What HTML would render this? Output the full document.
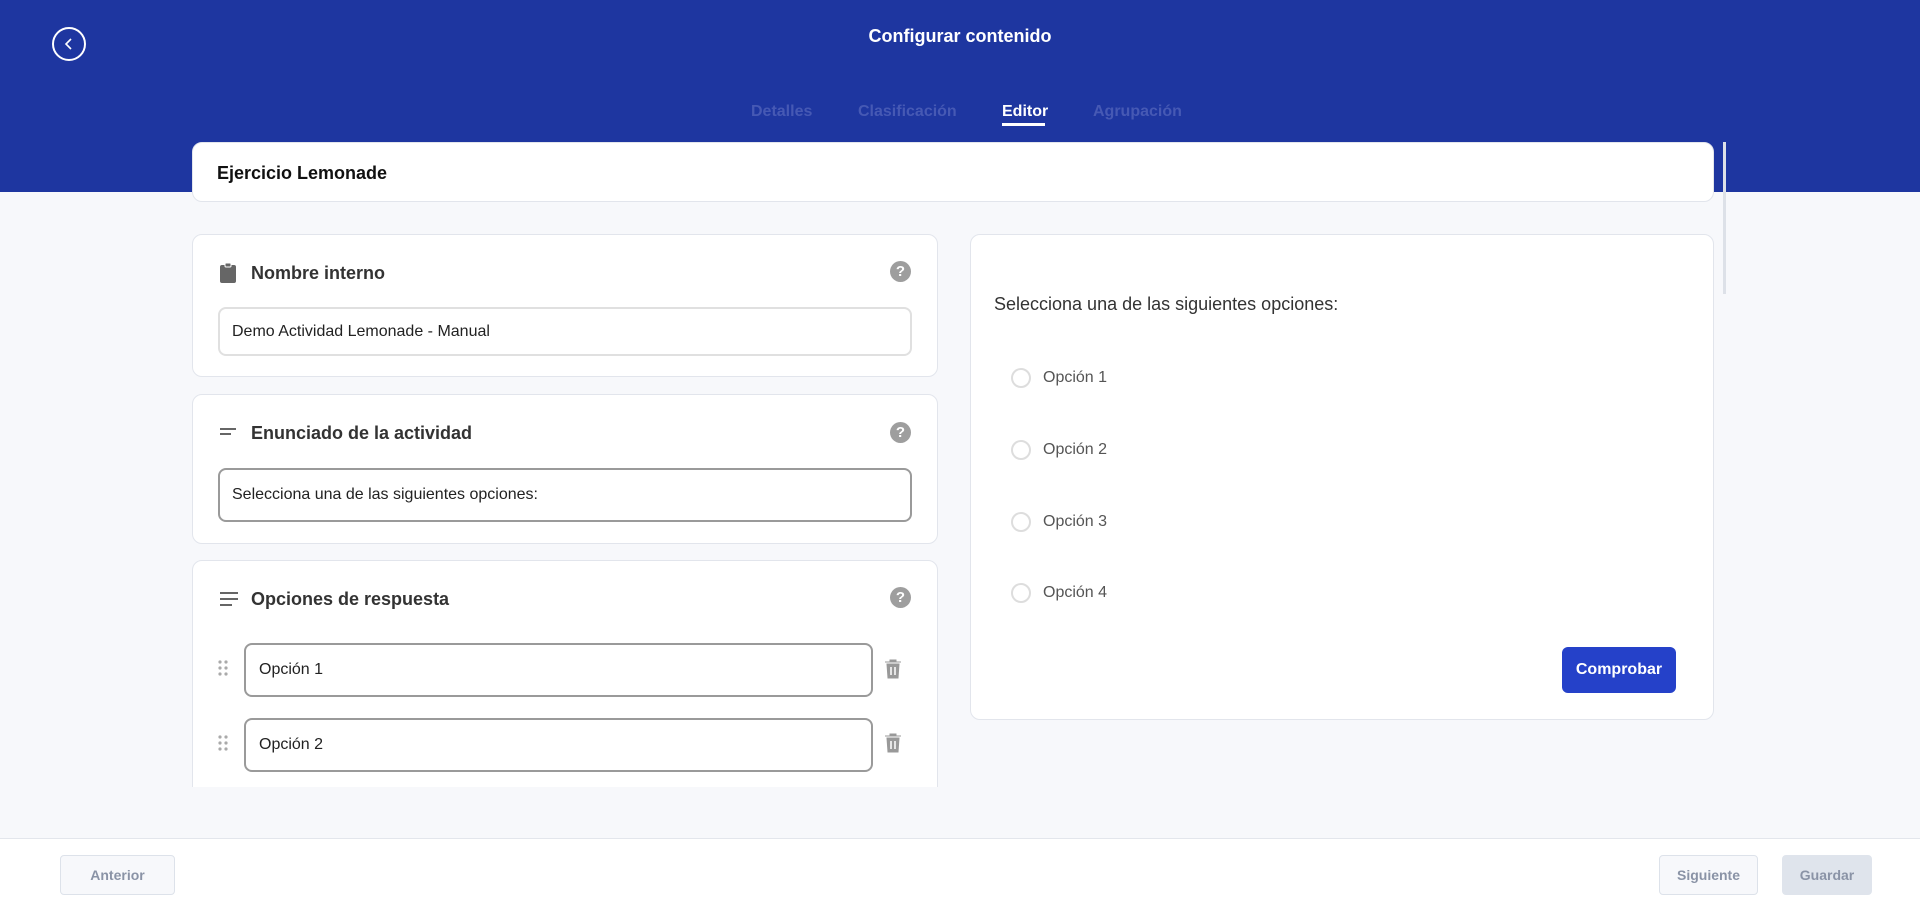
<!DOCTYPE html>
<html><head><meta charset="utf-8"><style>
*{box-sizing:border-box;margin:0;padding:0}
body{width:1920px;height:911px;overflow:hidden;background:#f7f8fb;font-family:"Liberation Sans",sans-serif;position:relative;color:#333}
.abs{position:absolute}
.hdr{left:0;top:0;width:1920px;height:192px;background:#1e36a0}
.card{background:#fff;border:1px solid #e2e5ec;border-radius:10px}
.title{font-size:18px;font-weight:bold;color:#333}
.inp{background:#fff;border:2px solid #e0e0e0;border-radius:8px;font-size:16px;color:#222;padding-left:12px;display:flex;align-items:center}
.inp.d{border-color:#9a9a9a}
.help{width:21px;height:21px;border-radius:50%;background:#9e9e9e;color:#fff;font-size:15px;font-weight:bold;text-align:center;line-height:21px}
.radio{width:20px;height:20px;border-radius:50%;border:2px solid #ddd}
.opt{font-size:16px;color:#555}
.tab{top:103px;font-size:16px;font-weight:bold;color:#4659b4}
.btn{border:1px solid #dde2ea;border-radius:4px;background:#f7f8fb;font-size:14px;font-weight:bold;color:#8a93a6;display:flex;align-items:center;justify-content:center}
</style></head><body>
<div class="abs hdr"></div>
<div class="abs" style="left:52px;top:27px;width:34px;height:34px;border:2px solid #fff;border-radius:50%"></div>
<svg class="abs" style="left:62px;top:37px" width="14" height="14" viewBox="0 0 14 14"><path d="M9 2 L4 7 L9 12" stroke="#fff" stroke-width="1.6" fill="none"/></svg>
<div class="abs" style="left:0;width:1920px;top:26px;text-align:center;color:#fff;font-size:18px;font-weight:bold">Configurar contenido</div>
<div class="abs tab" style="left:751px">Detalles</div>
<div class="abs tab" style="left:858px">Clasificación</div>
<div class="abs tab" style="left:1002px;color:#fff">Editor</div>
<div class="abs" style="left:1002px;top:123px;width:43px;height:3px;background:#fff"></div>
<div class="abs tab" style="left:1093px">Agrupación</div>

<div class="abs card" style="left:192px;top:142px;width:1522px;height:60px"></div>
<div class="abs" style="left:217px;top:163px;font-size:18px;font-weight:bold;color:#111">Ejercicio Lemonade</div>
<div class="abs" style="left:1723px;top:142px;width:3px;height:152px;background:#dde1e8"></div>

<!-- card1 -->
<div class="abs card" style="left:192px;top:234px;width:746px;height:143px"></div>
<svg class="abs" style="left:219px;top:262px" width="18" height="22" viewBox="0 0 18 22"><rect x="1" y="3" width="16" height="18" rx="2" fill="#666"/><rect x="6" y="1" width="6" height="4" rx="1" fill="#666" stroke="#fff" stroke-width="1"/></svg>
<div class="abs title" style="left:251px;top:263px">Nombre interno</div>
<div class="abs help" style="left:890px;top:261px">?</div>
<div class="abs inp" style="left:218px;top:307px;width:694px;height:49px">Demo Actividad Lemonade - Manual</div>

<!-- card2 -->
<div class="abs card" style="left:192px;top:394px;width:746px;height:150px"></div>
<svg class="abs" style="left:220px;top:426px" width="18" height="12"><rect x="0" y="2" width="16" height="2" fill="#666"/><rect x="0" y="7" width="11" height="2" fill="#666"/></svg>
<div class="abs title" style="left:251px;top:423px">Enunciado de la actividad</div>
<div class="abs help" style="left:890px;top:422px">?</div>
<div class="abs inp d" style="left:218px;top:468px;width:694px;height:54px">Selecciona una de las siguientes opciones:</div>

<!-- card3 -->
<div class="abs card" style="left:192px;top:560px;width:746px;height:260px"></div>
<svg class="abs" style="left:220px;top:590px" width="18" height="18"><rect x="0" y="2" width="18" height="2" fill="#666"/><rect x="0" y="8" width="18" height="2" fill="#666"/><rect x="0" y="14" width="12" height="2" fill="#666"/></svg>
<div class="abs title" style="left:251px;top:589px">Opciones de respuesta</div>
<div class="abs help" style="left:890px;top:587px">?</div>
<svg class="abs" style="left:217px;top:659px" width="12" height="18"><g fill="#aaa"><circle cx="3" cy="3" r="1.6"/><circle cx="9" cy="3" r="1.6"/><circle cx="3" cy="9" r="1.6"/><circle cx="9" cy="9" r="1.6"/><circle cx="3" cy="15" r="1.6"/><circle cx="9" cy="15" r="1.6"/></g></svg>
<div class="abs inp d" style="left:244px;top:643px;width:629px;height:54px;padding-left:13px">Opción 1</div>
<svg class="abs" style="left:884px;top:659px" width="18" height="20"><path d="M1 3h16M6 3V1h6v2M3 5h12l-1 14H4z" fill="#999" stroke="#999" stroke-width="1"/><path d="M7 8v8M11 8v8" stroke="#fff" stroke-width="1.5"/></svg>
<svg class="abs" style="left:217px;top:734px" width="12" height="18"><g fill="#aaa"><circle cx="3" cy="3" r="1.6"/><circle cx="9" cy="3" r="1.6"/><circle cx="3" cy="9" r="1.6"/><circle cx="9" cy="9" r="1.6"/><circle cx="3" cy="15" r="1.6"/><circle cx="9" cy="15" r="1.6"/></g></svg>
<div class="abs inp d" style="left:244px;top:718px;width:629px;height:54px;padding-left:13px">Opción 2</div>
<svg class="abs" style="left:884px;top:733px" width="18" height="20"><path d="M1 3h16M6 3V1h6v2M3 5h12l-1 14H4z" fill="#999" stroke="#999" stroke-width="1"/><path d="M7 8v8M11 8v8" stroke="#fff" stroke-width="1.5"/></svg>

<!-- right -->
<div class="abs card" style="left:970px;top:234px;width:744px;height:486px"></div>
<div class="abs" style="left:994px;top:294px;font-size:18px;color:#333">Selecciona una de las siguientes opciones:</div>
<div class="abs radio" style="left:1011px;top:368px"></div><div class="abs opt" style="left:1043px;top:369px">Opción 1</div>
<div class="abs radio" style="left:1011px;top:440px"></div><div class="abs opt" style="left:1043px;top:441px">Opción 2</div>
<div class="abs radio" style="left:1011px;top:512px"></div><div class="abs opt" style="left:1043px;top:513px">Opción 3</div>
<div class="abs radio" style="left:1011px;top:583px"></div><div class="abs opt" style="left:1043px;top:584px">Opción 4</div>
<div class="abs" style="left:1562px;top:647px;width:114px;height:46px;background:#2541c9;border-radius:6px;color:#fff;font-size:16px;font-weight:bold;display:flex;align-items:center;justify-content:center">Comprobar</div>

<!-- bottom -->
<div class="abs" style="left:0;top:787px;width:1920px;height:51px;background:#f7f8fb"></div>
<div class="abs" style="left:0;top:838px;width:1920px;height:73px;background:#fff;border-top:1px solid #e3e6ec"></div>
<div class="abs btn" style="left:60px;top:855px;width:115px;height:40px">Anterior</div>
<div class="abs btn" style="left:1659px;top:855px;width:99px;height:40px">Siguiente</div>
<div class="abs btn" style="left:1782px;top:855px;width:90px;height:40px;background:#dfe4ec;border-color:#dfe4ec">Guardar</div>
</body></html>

══════════════════════════════

= Work required =
Leave the pictures out and output the rest of the listing exactly.

= Exercise response =
What HTML would render this? Output the full document.
<!DOCTYPE html>
<html><head><meta charset="utf-8"><style>
*{box-sizing:border-box;margin:0;padding:0}
body{width:1920px;height:911px;overflow:hidden;background:#f7f8fb;font-family:"Liberation Sans",sans-serif;position:relative;color:#333}
.abs{position:absolute}
.hdr{left:0;top:0;width:1920px;height:192px;background:#1e36a0}
.card{background:#fff;border:1px solid #e2e5ec;border-radius:10px}
.title{font-size:18px;font-weight:bold;color:#333}
.inp{background:#fff;border:2px solid #e0e0e0;border-radius:8px;font-size:16px;color:#222;padding-left:12px;display:flex;align-items:center}
.inp.d{border-color:#9a9a9a}
.help{width:21px;height:21px;border-radius:50%;background:#9e9e9e;color:#fff;font-size:15px;font-weight:bold;text-align:center;line-height:21px}
.radio{width:20px;height:20px;border-radius:50%;border:2px solid #ddd}
.opt{font-size:16px;color:#555}
.tab{top:103px;font-size:16px;font-weight:bold;color:#4659b4}
.btn{border:1px solid #dde2ea;border-radius:4px;background:#f7f8fb;font-size:14px;font-weight:bold;color:#8a93a6;display:flex;align-items:center;justify-content:center}
</style></head><body>
<div class="abs hdr"></div>
<div class="abs" style="left:52px;top:27px;width:34px;height:34px;border:2px solid #fff;border-radius:50%"></div>
<svg class="abs" style="left:62px;top:37px" width="14" height="14" viewBox="0 0 14 14"><path d="M9 2 L4 7 L9 12" stroke="#fff" stroke-width="1.6" fill="none"/></svg>
<div class="abs" style="left:0;width:1920px;top:26px;text-align:center;color:#fff;font-size:18px;font-weight:bold">Configurar contenido</div>
<div class="abs tab" style="left:751px">Detalles</div>
<div class="abs tab" style="left:858px">Clasificación</div>
<div class="abs tab" style="left:1002px;color:#fff">Editor</div>
<div class="abs" style="left:1002px;top:123px;width:43px;height:3px;background:#fff"></div>
<div class="abs tab" style="left:1093px">Agrupación</div>

<div class="abs card" style="left:192px;top:142px;width:1522px;height:60px"></div>
<div class="abs" style="left:217px;top:163px;font-size:18px;font-weight:bold;color:#111">Ejercicio Lemonade</div>
<div class="abs" style="left:1723px;top:142px;width:3px;height:152px;background:#dde1e8"></div>

<!-- card1 -->
<div class="abs card" style="left:192px;top:234px;width:746px;height:143px"></div>
<svg class="abs" style="left:219px;top:262px" width="18" height="22" viewBox="0 0 18 22"><rect x="1" y="3" width="16" height="18" rx="2" fill="#666"/><rect x="6" y="1" width="6" height="4" rx="1" fill="#666" stroke="#fff" stroke-width="1"/></svg>
<div class="abs title" style="left:251px;top:263px">Nombre interno</div>
<div class="abs help" style="left:890px;top:261px">?</div>
<div class="abs inp" style="left:218px;top:307px;width:694px;height:49px">Demo Actividad Lemonade - Manual</div>

<!-- card2 -->
<div class="abs card" style="left:192px;top:394px;width:746px;height:150px"></div>
<svg class="abs" style="left:220px;top:426px" width="18" height="12"><rect x="0" y="2" width="16" height="2" fill="#666"/><rect x="0" y="7" width="11" height="2" fill="#666"/></svg>
<div class="abs title" style="left:251px;top:423px">Enunciado de la actividad</div>
<div class="abs help" style="left:890px;top:422px">?</div>
<div class="abs inp d" style="left:218px;top:468px;width:694px;height:54px">Selecciona una de las siguientes opciones:</div>

<!-- card3 -->
<div class="abs card" style="left:192px;top:560px;width:746px;height:260px"></div>
<svg class="abs" style="left:220px;top:590px" width="18" height="18"><rect x="0" y="2" width="18" height="2" fill="#666"/><rect x="0" y="8" width="18" height="2" fill="#666"/><rect x="0" y="14" width="12" height="2" fill="#666"/></svg>
<div class="abs title" style="left:251px;top:589px">Opciones de respuesta</div>
<div class="abs help" style="left:890px;top:587px">?</div>
<svg class="abs" style="left:217px;top:659px" width="12" height="18"><g fill="#aaa"><circle cx="3" cy="3" r="1.6"/><circle cx="9" cy="3" r="1.6"/><circle cx="3" cy="9" r="1.6"/><circle cx="9" cy="9" r="1.6"/><circle cx="3" cy="15" r="1.6"/><circle cx="9" cy="15" r="1.6"/></g></svg>
<div class="abs inp d" style="left:244px;top:643px;width:629px;height:54px;padding-left:13px">Opción 1</div>
<svg class="abs" style="left:884px;top:659px" width="18" height="20"><path d="M1 3h16M6 3V1h6v2M3 5h12l-1 14H4z" fill="#999" stroke="#999" stroke-width="1"/><path d="M7 8v8M11 8v8" stroke="#fff" stroke-width="1.5"/></svg>
<svg class="abs" style="left:217px;top:734px" width="12" height="18"><g fill="#aaa"><circle cx="3" cy="3" r="1.6"/><circle cx="9" cy="3" r="1.6"/><circle cx="3" cy="9" r="1.6"/><circle cx="9" cy="9" r="1.6"/><circle cx="3" cy="15" r="1.6"/><circle cx="9" cy="15" r="1.6"/></g></svg>
<div class="abs inp d" style="left:244px;top:718px;width:629px;height:54px;padding-left:13px">Opción 2</div>
<svg class="abs" style="left:884px;top:733px" width="18" height="20"><path d="M1 3h16M6 3V1h6v2M3 5h12l-1 14H4z" fill="#999" stroke="#999" stroke-width="1"/><path d="M7 8v8M11 8v8" stroke="#fff" stroke-width="1.5"/></svg>

<!-- right -->
<div class="abs card" style="left:970px;top:234px;width:744px;height:486px"></div>
<div class="abs" style="left:994px;top:294px;font-size:18px;color:#333">Selecciona una de las siguientes opciones:</div>
<div class="abs radio" style="left:1011px;top:368px"></div><div class="abs opt" style="left:1043px;top:369px">Opción 1</div>
<div class="abs radio" style="left:1011px;top:440px"></div><div class="abs opt" style="left:1043px;top:441px">Opción 2</div>
<div class="abs radio" style="left:1011px;top:512px"></div><div class="abs opt" style="left:1043px;top:513px">Opción 3</div>
<div class="abs radio" style="left:1011px;top:583px"></div><div class="abs opt" style="left:1043px;top:584px">Opción 4</div>
<div class="abs" style="left:1562px;top:647px;width:114px;height:46px;background:#2541c9;border-radius:6px;color:#fff;font-size:16px;font-weight:bold;display:flex;align-items:center;justify-content:center">Comprobar</div>

<!-- bottom -->
<div class="abs" style="left:0;top:787px;width:1920px;height:51px;background:#f7f8fb"></div>
<div class="abs" style="left:0;top:838px;width:1920px;height:73px;background:#fff;border-top:1px solid #e3e6ec"></div>
<div class="abs btn" style="left:60px;top:855px;width:115px;height:40px">Anterior</div>
<div class="abs btn" style="left:1659px;top:855px;width:99px;height:40px">Siguiente</div>
<div class="abs btn" style="left:1782px;top:855px;width:90px;height:40px;background:#dfe4ec;border-color:#dfe4ec">Guardar</div>
</body></html>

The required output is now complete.